Texas abortion rule mandating burial or cremation opposed by healthcare providers, funeral directors

30 Nov, 2016 04:25 / Updated 8 years ago

Texas will soon require abortion providers to cremate or bury all fetal remains. Lawmakers defend the legislation by arguing that it places no undue burden on women, but many are concerned about how this will affect women’s healthcare in Texas.

Texas Department of State Health Services officials finalized new rules for abortion providers on Monday that will mandate all aborted fetuses be cremated or buried, regardless of trimester. The rules are set to take effect on December 19 to the dismay of reproductive rights activists, the medical community and the Funeral Consumers Alliance of Texas.

The administrative rule was instituted in July and was supported by a number of pro-life and Christian organizations, but it did not receive any blessings from medical associations, civil rights groups or social worker groups who all spoke out against the regulation. The cost of cremation or funerals would not be shouldered by the patients but rather the clinics and hospitals.

Some see this as an attempt to force medical providers from providing abortions due to the basic funeral service fee of $2,000, according to a letter from the Funeral Consumers Alliance of Texas to the State Health Service in late July.

Health department spokeswoman Carrie Williams countered this argument, telling the Dallas Morning News: "While the methods described in the new rules may have a cost, that cost is expected to be offset by costs currently being spent by facilities on disposition for transportation, storage, incineration, steam disinfection and/or landfill disposal."

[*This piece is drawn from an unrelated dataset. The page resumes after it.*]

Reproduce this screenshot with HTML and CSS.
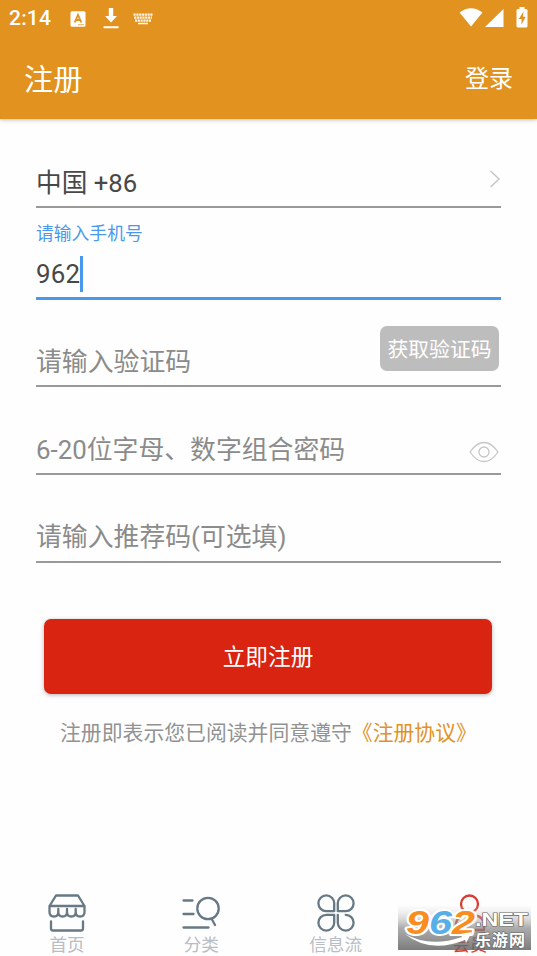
FILE: index.html
```html
<!DOCTYPE html>
<html lang="zh-CN">
<head>
<meta charset="utf-8">
<title>注册</title>
<link rel="stylesheet" href="styles.css">
</head>
<body>
<header class="top">
  <div class="status">
    <span class="time">2:14</span>
    <svg class="ic-a" width="16" height="16" viewBox="0 0 16 16"><rect x=".5" y=".3" width="15" height="15.4" rx="1.5" fill="#fff"/><path d="M4.700 11.500 8 3.800l3.300 7.700M6 9h4" fill="none" stroke="#e2921e" stroke-width="1.800"/><path d="M8 13.700h6" stroke="#e2921e" stroke-width=".7"/></svg>
    <svg class="ic-down" width="16" height="21" viewBox="0 0 16 21"><path d="M5.800 0h4.400v8H14l-6 6.500L2 8h3.800zM.5 18.300h15v2H.5z" fill="#fff"/></svg>
    <svg class="ic-key" width="20" height="12" viewBox="0 0 20 12"><path d="M.5 1.700h19M1 4.700h18M2 7.600h16" stroke="#fff" stroke-width="2.300" stroke-dasharray="2.200 .6" opacity=".9"/><path d="M5 10.500h10" stroke="#fff" stroke-width="1.500"/></svg>
    <span class="spacer"></span>
    <svg class="ic-wifi" width="24" height="19" viewBox="0 0 24 19"><path d="M.5 4.500Q12-4 23.500 4.500L12 18.500z" fill="#fff"/></svg>
    <svg class="ic-cell" width="19" height="18" viewBox="0 0 19 18"><path d="M18.500 0v18H0z" fill="#fff"/></svg>
    <svg class="ic-bat" width="12" height="21" viewBox="0 0 12 21"><path d="M3.500 0h5v2H10.500l1 1v16.500l-1 1h-9l-1-1V3l1-1h2z" fill="#fff"/><path d="M7.500 4.500 2.800 12h2.700v5.500L9.700 9.700H7z" fill="#e2921e"/></svg>
  </div>
  <div class="bar"><h1>注册</h1><a class="login">登录</a></div>
</header>
<main class="form">
  <div class="field country"><span>中国 +86</span>
    <svg class="chev" width="12" height="18" viewBox="0 0 12 18"><path d="m1.500 1 8.500 8-8.500 8" fill="none" stroke="#c4c4c4" stroke-width="1.400"/></svg>
  </div>
  <div class="field phone"><label>请输入手机号</label><div class="value">962<i class="caret"></i></div></div>
  <div class="field code"><span>请输入验证码</span><button class="get">获取验证码</button></div>
  <div class="field pass"><span>6-20位字母、数字组合密码</span>
    <svg class="eye" width="30" height="22" viewBox="0 0 30 22"><path d="M1 11Q7.500 1.500 15 1.500T29 11Q22.500 20.500 15 20.500T1 11z" fill="none" stroke="#c6c6c6" stroke-width="1.300"/><circle cx="15" cy="11" r="5" fill="none" stroke="#c6c6c6" stroke-width="1.300"/></svg>
  </div>
  <div class="field"><span>请输入推荐码(可选填)</span></div>
  <button class="submit">立即注册</button>
  <p class="terms">注册即表示您已阅读并同意遵守<a>《注册协议》</a></p>
</main>
<nav class="tabs">
  <div class="tab"><svg width="38" height="38" viewBox="0 0 38 38"><path d="M8 1.500h22l6.500 10.500H1.500zM1.500 12v6q0 4.500 4.400 4.500t4.400-4.500v-3 3q0 4.500 4.350 4.500t4.350-4.500v-3 3q0 4.500 4.350 4.500t4.350-4.500v-3 3q0 4.500 4.400 4.500t4.400-4.500v-6M3 27.500v7q0 2 2 2h28q2 0 2-2v-7"/></svg><span>首页</span></div>
  <div class="tab"><svg width="38" height="38" viewBox="0 0 38 38"><path d="M1.500 6.500h9M1.500 20h10M1.500 33.500h25"/><circle cx="26" cy="14.500" r="10.700"/><path d="m30 25.500 3 5.500"/></svg><span>分类</span></div>
  <div class="tab"><svg width="38" height="38" viewBox="0 0 38 38"><path d="M17.200 17.200H9.300A7.900 7.900 0 1 1 17.200 9.300zM20.800 17.200V9.300a7.900 7.900 0 1 1 7.900 7.900zM17.200 20.800v7.900A7.900 7.900 0 1 1 9.300 20.800zM20.800 20.800v7.900A7.900 7.900 0 1 0 28.700 20.800"/></svg><span>信息流</span></div>
  <div class="tab active"><svg width="38" height="38" viewBox="0 0 38 38"><circle cx="18.500" cy="10" r="8.500"/><path d="M5 36v-5q0-10 14-10t14 10v5z"/></svg><span>会员</span></div>
</nav>
<div class="mark">
  <svg width="133" height="44" viewBox="0 0 133 44">
    <defs><linearGradient id="g" x1="0" y1="0" x2="0" y2="1"><stop offset="0" stop-color="#ddd" stop-opacity=".1"/><stop offset=".5" stop-color="#888" stop-opacity=".7"/><stop offset="1" stop-color="#606060" stop-opacity=".82"/></linearGradient></defs>
    <rect width="133" height="44" fill="url(#g)"/>
    <g class="logo" stroke-linejoin="round">
      <text x="8" y="27.500" font-size="34" textLength="69" lengthAdjust="spacingAndGlyphs" fill="#fff" stroke="#fff" stroke-width="4" aria-hidden="true"><tspan fill="#fa8d20" stroke="#fff" paint-order="stroke">9</tspan><tspan fill="#58aee8" paint-order="stroke">6</tspan><tspan fill="#fa8d20" paint-order="stroke">2</tspan></text>
    </g>
    <path d="M7 28Q32 42 64 31l-2-3 12-2-6 11-1-3Q32 48 7 28z" fill="#fff"/>
    <g stroke="#666" stroke-width="1.200" paint-order="stroke" fill="#fff">
      <text class="net" x="77" y="20" font-size="18" textLength="53" lengthAdjust="spacingAndGlyphs">.NET</text>
      <text class="cn" x="77" y="40" font-size="16" textLength="50">乐游网</text>
    </g>
  </svg>
</div>
</body>
</html>
```
FILE: styles.css
```css
* { box-sizing: border-box; }
body {
  margin: 0;
  width: 537px;
  height: 956px;
  position: relative;
  display: flex;
  flex-direction: column;
  overflow: hidden;
  background: #fefefe;
  color: #444;
  font-family: Roboto, "Noto Sans CJK SC", sans-serif;
}
button { border: 0; padding: 0; font-family: inherit; color: #fff; }
.top { height: 119px; background: #e2921e; color: #fff; box-shadow: 0 1px 4px rgba(0,0,0,.25); }
.status { height: 37px; display: flex; align-items: center; padding: 0 9px 0 9px; }
.time { width: 61px; font-size: 21px; font-weight: 500; letter-spacing: .2px; line-height: 37px; }
.ic-down { margin-left: 17px; }
.ic-key { margin-left: 14px; }
.spacer { flex: 1; }
.status .ic-wifi, .status .ic-cell, .status .ic-bat { margin-bottom: 2px; }
.ic-cell { margin-left: 2px; }
.ic-bat { margin-left: 12px; }
.bar { height: 82px; display: flex; justify-content: space-between; align-items: center; padding: 0 24px 3px 24px; }
h1 { margin: 0; font-size: 29.300px; font-weight: 400; }
.login { font-size: 24px; }
.form { flex: 1; padding: 37px 36px 0; }
.field {
  height: 88px;
  display: flex;
  align-items: flex-end;
  justify-content: space-between;
  padding-bottom: 5px;
  border-bottom: 2px solid #999;
  color: #8b8b8b;
  font-size: 25.850px;
  line-height: 38px;
}
.country { height: 52px; padding-bottom: 4px; color: #484848; font-size: 25.700px; }
.chev { margin: 0 0 14px; }
.phone { height: 92px; flex-direction: column; align-items: stretch; justify-content: flex-end; border-bottom: 3px solid #4a98ec; color: #484848; }
.phone label { color: #4a98ec; font-size: 17.800px; line-height: 26px; margin-bottom: 9px; }
.value { display: flex; align-items: center; height: 36px; letter-spacing: .2px; }
.caret { width: 3px; height: 36px; background: #4a98ec; }
.code { height: 87px; padding-bottom: 4px; }
.get { width: 119px; height: 45px; margin: 0 2px 10px 0; padding-top: 3px; border-radius: 7px; background: #bdbdbd; font-size: 20.800px; line-height: 42px; }
.pass { height: 87.500px; padding-bottom: 4px; }
.eye { margin: 0 2px 6px 0; }
.submit { display: block; width: 448px; height: 75px; margin: 56px 0 0 8px; padding-bottom: 1px; border-radius: 7px; background: #d82410; font-size: 22.700px; box-shadow: 0 1px 4px rgba(0,0,0,.3); }
.terms { margin: 23px 0 0 24px; font-size: 20.850px; line-height: 32px; white-space: nowrap; color: #929292; }
.terms a { color: #e2921e; }
.tabs { display: flex; height: 63px; }
.tab { flex: 1; display: flex; flex-direction: column; align-items: center; color: #b9bdc4; font-size: 17.600px; line-height: 26px; }
.tab svg { flex: none; margin-top: 1px; fill: none; stroke: #677985; stroke-width: 2.300; stroke-linecap: round; stroke-linejoin: round; }
.tab.active { color: #d83b30; }
.tab.active svg { stroke: #d83b30; }
.mark { position: absolute; left: 398px; top: 906px; width: 133px; height: 44px; }
.mark svg { display: block; overflow: visible; }
.logo { font-family: "Liberation Sans", sans-serif; font-weight: 700; font-style: italic; }
.net { font-family: "Liberation Sans", sans-serif; font-weight: 700; }
.cn { font-family: "Noto Sans CJK SC", sans-serif; font-weight: 700; }
```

The health commission also defended the measure as a move to enhance the "protection of the health and safety of the public." However, the Texas Medical Association and the Texas Hospital Association both disagreed with this, as did the Healthcare Waste Institute of the National Waste and Recycling Association (HWI), which felt it posed more risks than benefits.

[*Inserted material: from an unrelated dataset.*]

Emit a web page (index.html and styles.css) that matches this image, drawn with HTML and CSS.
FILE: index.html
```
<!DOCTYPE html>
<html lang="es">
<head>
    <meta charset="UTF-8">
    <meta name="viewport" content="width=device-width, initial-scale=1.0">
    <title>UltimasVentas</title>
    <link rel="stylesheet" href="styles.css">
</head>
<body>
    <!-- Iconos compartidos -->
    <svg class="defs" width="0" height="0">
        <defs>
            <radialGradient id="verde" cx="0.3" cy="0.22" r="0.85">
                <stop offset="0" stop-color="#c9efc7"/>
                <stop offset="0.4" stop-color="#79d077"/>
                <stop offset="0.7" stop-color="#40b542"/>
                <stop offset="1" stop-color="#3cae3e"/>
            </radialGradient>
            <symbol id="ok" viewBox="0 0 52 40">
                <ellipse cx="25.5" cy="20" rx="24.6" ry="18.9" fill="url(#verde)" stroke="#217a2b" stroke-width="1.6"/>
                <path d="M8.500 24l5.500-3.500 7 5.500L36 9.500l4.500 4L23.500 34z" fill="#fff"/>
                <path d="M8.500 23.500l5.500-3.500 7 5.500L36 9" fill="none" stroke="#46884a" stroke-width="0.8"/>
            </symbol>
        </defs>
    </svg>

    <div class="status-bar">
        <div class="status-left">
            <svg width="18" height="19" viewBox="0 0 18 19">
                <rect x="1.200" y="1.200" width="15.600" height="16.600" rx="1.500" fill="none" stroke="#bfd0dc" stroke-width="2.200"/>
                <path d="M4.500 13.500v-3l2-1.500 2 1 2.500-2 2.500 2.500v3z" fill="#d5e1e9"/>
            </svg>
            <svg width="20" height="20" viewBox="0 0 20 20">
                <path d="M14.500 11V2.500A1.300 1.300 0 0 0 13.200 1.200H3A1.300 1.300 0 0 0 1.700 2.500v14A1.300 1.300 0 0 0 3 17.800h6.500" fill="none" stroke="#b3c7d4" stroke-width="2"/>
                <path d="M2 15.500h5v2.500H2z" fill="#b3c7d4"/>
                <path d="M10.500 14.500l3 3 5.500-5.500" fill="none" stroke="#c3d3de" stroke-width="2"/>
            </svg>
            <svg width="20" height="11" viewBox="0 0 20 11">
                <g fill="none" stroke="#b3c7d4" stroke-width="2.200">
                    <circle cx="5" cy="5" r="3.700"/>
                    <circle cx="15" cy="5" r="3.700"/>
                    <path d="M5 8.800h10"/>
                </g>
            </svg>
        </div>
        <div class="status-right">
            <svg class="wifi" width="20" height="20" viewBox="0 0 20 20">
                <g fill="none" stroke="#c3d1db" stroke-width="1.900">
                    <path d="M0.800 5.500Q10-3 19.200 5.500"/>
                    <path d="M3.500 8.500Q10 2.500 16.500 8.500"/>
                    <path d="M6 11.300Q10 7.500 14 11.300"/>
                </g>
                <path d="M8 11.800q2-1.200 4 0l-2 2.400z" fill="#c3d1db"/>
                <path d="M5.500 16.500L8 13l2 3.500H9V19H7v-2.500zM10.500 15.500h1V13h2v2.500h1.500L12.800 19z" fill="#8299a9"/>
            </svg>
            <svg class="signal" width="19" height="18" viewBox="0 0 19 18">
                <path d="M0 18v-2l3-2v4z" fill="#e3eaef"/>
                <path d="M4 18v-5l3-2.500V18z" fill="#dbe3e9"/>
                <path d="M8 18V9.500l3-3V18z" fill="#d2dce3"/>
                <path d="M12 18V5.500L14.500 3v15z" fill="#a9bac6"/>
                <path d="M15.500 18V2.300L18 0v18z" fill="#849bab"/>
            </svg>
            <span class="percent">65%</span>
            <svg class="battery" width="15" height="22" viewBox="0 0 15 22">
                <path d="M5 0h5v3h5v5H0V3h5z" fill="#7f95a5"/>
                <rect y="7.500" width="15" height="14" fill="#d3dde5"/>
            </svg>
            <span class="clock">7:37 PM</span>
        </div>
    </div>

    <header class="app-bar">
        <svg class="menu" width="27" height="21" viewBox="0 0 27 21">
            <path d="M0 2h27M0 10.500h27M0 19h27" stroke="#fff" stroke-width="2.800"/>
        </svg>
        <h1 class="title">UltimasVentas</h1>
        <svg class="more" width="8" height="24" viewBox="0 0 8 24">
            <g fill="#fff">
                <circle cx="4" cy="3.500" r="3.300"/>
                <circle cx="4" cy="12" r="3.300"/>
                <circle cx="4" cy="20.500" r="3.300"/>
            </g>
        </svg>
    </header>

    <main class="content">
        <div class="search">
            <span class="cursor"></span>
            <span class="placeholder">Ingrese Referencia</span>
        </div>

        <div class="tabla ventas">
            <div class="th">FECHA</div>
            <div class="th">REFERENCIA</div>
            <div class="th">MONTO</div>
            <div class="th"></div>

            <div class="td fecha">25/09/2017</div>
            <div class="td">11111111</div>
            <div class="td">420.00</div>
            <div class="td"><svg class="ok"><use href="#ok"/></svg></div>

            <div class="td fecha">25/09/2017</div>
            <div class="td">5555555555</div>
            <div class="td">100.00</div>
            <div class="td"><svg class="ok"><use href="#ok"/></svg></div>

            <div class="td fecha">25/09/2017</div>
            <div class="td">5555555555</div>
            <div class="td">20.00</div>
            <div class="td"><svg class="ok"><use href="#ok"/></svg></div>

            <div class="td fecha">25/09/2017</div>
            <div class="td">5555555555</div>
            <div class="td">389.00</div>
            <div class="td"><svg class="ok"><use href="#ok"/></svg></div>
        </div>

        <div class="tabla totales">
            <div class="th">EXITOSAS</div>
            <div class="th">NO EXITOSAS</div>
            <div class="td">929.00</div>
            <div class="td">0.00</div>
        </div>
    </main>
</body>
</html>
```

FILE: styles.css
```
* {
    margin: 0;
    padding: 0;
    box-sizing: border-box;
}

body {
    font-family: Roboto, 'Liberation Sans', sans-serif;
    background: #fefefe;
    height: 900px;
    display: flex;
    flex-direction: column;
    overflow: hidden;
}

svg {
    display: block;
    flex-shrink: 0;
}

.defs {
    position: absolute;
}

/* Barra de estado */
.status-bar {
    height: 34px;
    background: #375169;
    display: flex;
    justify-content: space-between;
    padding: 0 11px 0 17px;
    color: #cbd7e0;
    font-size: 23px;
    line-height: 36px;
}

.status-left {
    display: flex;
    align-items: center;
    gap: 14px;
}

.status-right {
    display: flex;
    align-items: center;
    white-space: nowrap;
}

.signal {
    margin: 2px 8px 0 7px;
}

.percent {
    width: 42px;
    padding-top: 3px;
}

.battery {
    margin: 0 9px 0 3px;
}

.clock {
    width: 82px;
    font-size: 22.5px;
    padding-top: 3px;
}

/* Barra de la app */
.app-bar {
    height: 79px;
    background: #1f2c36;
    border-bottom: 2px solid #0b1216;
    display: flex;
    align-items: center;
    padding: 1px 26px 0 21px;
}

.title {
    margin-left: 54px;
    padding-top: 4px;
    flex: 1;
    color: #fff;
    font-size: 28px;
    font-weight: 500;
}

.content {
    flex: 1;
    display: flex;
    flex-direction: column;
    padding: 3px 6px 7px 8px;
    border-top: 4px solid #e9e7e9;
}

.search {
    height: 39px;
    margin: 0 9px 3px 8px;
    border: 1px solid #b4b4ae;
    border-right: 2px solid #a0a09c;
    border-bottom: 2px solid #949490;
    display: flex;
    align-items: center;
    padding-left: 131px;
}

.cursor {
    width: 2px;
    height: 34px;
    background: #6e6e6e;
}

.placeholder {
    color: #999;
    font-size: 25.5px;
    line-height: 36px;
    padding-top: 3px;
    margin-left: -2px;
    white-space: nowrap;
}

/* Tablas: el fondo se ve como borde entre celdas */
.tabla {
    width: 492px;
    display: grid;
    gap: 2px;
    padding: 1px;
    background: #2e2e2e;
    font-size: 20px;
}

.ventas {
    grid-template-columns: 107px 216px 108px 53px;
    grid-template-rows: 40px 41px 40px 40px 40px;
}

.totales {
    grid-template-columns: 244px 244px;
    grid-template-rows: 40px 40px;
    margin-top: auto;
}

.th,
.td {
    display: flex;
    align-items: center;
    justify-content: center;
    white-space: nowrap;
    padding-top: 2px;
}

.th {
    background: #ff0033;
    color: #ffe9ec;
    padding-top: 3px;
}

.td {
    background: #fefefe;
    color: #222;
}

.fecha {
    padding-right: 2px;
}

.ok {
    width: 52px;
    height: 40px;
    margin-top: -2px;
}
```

The HWI pointed out that these rules require generators that can separate waste materials for proper handling, which is impossible for the commercial facilities that handle this kind of medical waste.

Even attempting to do so would place employees at great risk,” the HWI commented.

The American Congress of Obstetricians and Gynecologists also commented that there is no evidence that current disposal methods pose any public health risk, commenting that “the current laws and professional standards already require safe and respectful disposition of medical waste.

The regulation originally called for the same funeral treatment to be extended to miscarried fetuses or abortions that occur at home, such as women who procure a medical abortion via pill. That provision was later removed, further complicating the logic behind requiring cremation for fetal tissue resulting from abortions.

Reproductive rights activists believe that the upcoming law has nothing to do with safely disposing medical waste.

"This regulation has no basis in public health, and it's just a pretext for putting an additional burden on women who choose abortion or who suffer miscarriage," staff attorney for the Center for Reproductive Rights, David Brown, told Broadly.

The American Civil Liberties Union (ACLU) expressed similar thoughts. Trisha Trigilio, a staff attorney for the ACLU, told Broadly, "These are special regulations that only apply to fetal tissue, not other human tissue, and the rules only apply to health care facilities like abortion providers, not women who may miscarry in their homes. Texas has advanced zero evidence – zero – that there is a public health reason to treat miscarriages and abortions differently."